To: Mosko who wrote (91)8/2/1998 12:52:00 AM
From: Catfish  Respond to of 13994
 
The Whitehouse Secret Police

The Political Life The White House secret police?

By Dick Morris


Once, presidents had the FBI, IRS and CIA to do their dirty work by investigating political opponents. No more. Like the vogue of the moment, investigation has been privatized. Now, it seems, Bill Clinton has Terry Lenzner, Jack Palladino and a ragtag band of private eyes, acting as secret police - without public accountability.

These investigators have been seen on the trail of Kenneth Starr and his prosecutors, Sen. Don Nickles (R-Okla.), former Gov. Mario Cuomo (R-N.Y.), and other enemies of the administration. But have federal campaign funds been used to fund these spy operations on private citizens? If the answer is yes, have they been reported as such on the Federal Election Commission (FEC) filings? If no, who paid for these invasions of privacy? Were they backed by outside funds, beyond the reach of FEC disclosure, and were these funds illegal vehicles to circumvent FEC regulations?

The public record indicates that Betsey Wright, chief-of-staff to then-Gov. Clinton, led a "bimbo patrol" in 1992, presumably funded with federally regulated and subsidized campaign funds. With the aid of Palladino, she stayed one step ahead of the press by persuading women rumored to have had affairs with Clinton not to confirm the rumors.

Some reports have even indicated that this persuasion may have included investigation of their private lives. There have even been claims that several of these women signed affidavits denying any relationship with Clinton before any accusations had been leveled at them. Who paid Palladino? Were federal funds involved? What did he do for the money?

This noir side of the Clinton enterprise began, in retrospect, with the investigation of former Arkansas Attorney General Steve Clark in 1989. A rival to Clinton for the Democratic gubernatorial nomination in 1990, he was knocked out of the race - and out of public life - when it was revealed that he had misused his state credit card to charge private expenses.
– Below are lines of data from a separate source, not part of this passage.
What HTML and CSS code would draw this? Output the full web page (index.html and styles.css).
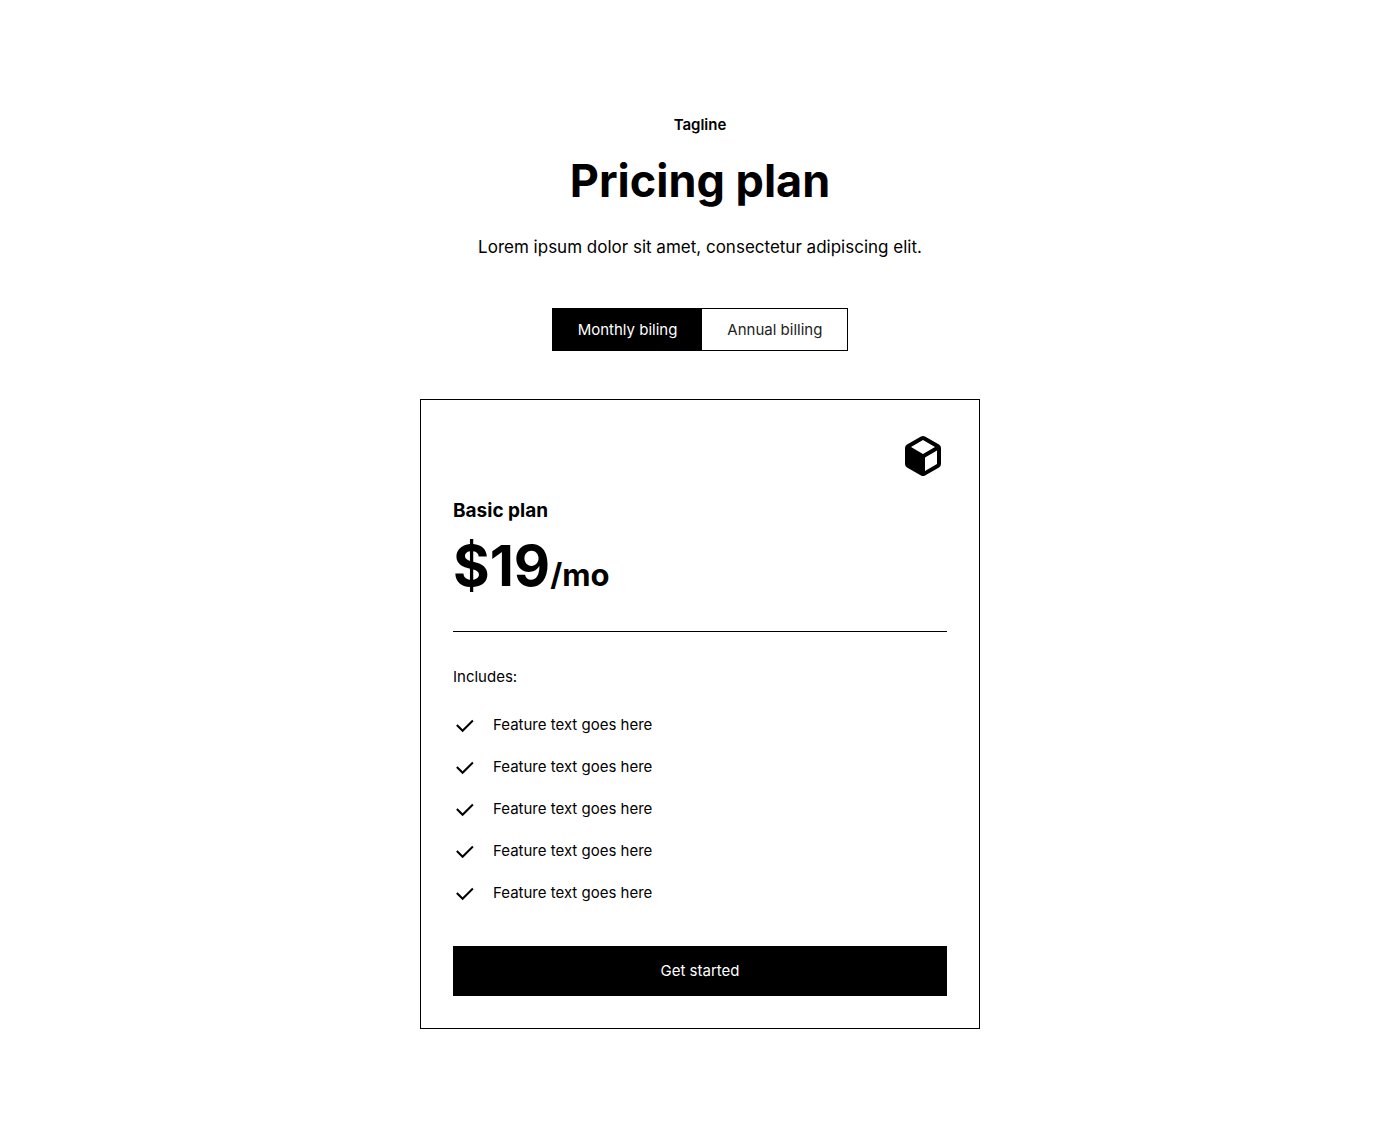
FILE: index.html
```html
<!DOCTYPE html>
<html lang="en">
<head>
  <meta charset="utf-8">
  <meta name="viewport" content="width=device-width, initial-scale=1">
  <title>Pricing plan</title>
  <link rel="stylesheet" href="styles.css">
</head>
<body>
  <svg class="sprite" aria-hidden="true">
    <symbol id="check" viewBox="0 0 24 24"><path fill="currentColor" d="m9.6 15.172 9.592-9.393 1.415 1.414L9.6 18.2l-6.464-6.464 1.414-1.414z"/></symbol>
  </svg>
  <main class="pricing">
    <header class="intro">
      <p class="tagline">Tagline</p>
      <h1 class="title">Pricing plan</h1>
      <p class="lead">Lorem ipsum dolor sit amet, consectetur adipiscing elit.</p>
    </header>
    <div class="billing" role="group" aria-label="Billing period">
      <button class="billing-option billing-option-active" type="button" aria-pressed="true">Monthly biling</button>
      <button class="billing-option" type="button" aria-pressed="false">Annual billing</button>
    </div>
    <section class="card">
      <svg class="card-icon" viewBox="0 0 24 24" aria-hidden="true"><path fill="currentColor" fill-rule="evenodd" d="M11 2.27a2 2 0 0 1 2 0l7 4a2 2 0 0 1 1 1.73v8a2 2 0 0 1-1 1.73l-7 4a2 2 0 0 1-2 0l-7-4A2 2 0 0 1 3 16V8a2 2 0 0 1 1-1.73zM12 4 6 7.5l6 3.5 6-3.5zM13 12.7v6.8l6-3.5V9.2z"/></svg>
      <h2 class="plan">Basic plan</h2>
      <p class="price">$19<span class="period">/mo</span></p>
      <div class="details">
        <p class="includes">Includes:</p>
        <ul class="features">
          <li class="feature"><svg class="check" aria-hidden="true"><use href="#check"/></svg>Feature text goes here</li>
          <li class="feature"><svg class="check" aria-hidden="true"><use href="#check"/></svg>Feature text goes here</li>
          <li class="feature"><svg class="check" aria-hidden="true"><use href="#check"/></svg>Feature text goes here</li>
          <li class="feature"><svg class="check" aria-hidden="true"><use href="#check"/></svg>Feature text goes here</li>
          <li class="feature"><svg class="check" aria-hidden="true"><use href="#check"/></svg>Feature text goes here</li>
        </ul>
      </div>
      <button class="cta" type="button">Get started</button>
    </section>
  </main>
</body>
</html>
```
FILE: styles.css
```css
* {
  box-sizing: border-box;
}

body,
h1,
h2,
p,
ul {
  margin: 0;
  padding: 0;
}

body {
  background: #fff;
  color: #000;
  font: 400 15px/26px Inter, "Liberation Sans", sans-serif;
}

button {
  font: inherit;
  cursor: pointer;
}

.sprite {
  display: none;
}

.pricing {
  display: flex;
  flex-direction: column;
  align-items: center;
  gap: 48px;
  padding: 112px 16px;
}

.intro {
  text-align: center;
}

.tagline {
  margin-bottom: 14px;
  font-weight: 600;
}

.title {
  margin-bottom: 24px;
  font-size: 45px;
  font-weight: 700;
  line-height: 58px;
}

.lead {
  font-size: 17px;
}

.billing {
  display: flex;
  border: 1px solid #000;
}

.billing-option {
  padding: 8px 25px;
  border: 0;
  background: #fff;
  color: #222;
  line-height: 25px;
}

.billing-option-active {
  background: #000;
  color: #fff;
}

.card {
  display: flex;
  flex-direction: column;
  width: 100%;
  max-width: 560px;
  padding: 32px;
  border: 1px solid #000;
}

.card-icon {
  align-self: flex-end;
  width: 48px;
  height: 48px;
  margin-bottom: 16px;
}

.plan {
  margin-bottom: 8px;
  font-size: 19px;
  font-weight: 700;
  line-height: 30px;
}

.price {
  margin-bottom: 32px;
  font-size: 56px;
  font-weight: 700;
  line-height: 65px;
}

.period {
  font-size: 31px;
  line-height: 32px;
}

.details {
  padding: 32px 0 40px;
  border-top: 1px solid #000;
}

.includes {
  margin-bottom: 22px;
}

.features {
  display: grid;
  gap: 16px;
  list-style: none;
}

.feature {
  display: flex;
  gap: 16px;
}

.check {
  flex: none;
  width: 24px;
  height: 24px;
  margin-top: 2px;
}

.cta {
  padding: 11px 24px;
  border: 1px solid #000;
  background: #000;
  color: #fff;
}
```
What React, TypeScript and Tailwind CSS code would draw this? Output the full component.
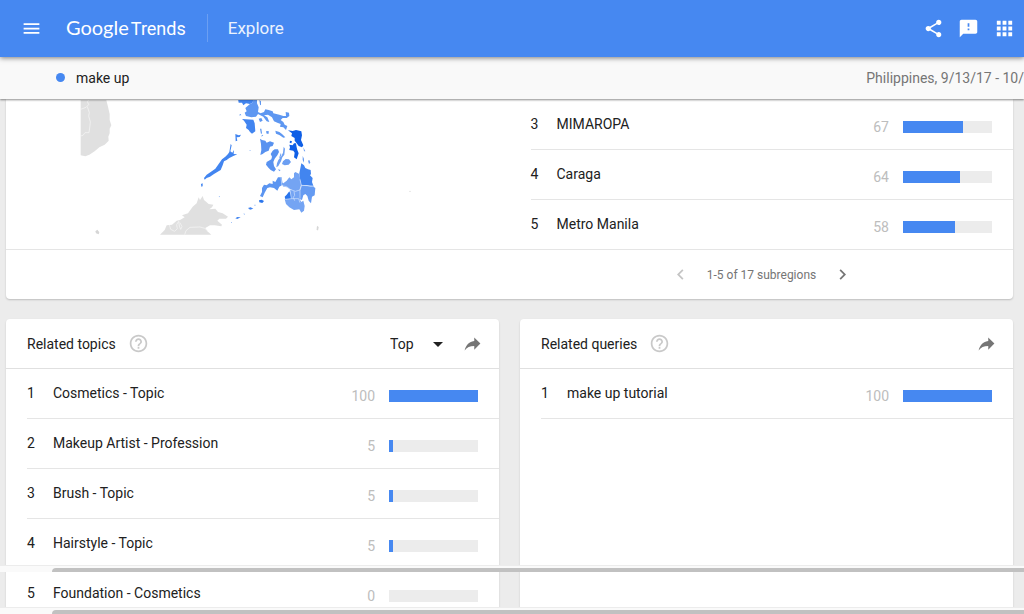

Many speculated that it was the Clinton operation that unearthed these allegations and leaked them to the press. In that same election, the Arkansas Public Service Commission held public hearings to investigate the management of an Arkansas utility by Sheffield Nelson only two months before he faced Clinton as the Republican nominee for governor in 1990.

According to the New York Post, Lenzner was hired in 1991, by the Clinton campaign (prior to Clinton's announcement of his candidacy for president) to spy on then-Gov. Cuomo.

Lenzner next surfaced when he was reported to have visited the White House twice for meetings with Harold Ickes in April and May of 1996. Howard Shapiro, Lenzer's attorney, said the meetings were to discuss work that never materialized. What was that work and why was the president's deputy chief-of-staff discussing potential spy operations down the hall from the Oval Office? Later, Lenzner was also reportedly retained to investigate donations to the Clinton legal defense team through Charlie Trie.

This same Lenzner was awarded a no-bid contract for hundreds of thousands of dollars by the State Department to train Haitian police and supervise the international police monitoring the democratic process in Haiti. The State Department claimed it was awarded without competitive bidding because it was urgent to get a top lawman into Haiti.

After he was approached by Cody Shearer, a long time Clinton ally, Lenzner offered to help an Oklahoma Indian tribe, rejected for a gambling license, investigate the private life of Nickles and his family.

Meanwhile, Palladino worked for Teamsters Union President Ron Carey in his reelection effort, investigating his opponents. In this capacity, he was employed by current White House Counsel Charles Ruff, who had been hired by the union to administer its ethics program. Ruff worked at the time for the law firm of Williams and Connolly, home of Bill and Hillary's criminal defense lawyers.

Williams and Connolly, the law firm of David Kendall, is said to have employed Lenzner for investigative duties, including possible probes into the private lives of Starr prosecutors and journalists.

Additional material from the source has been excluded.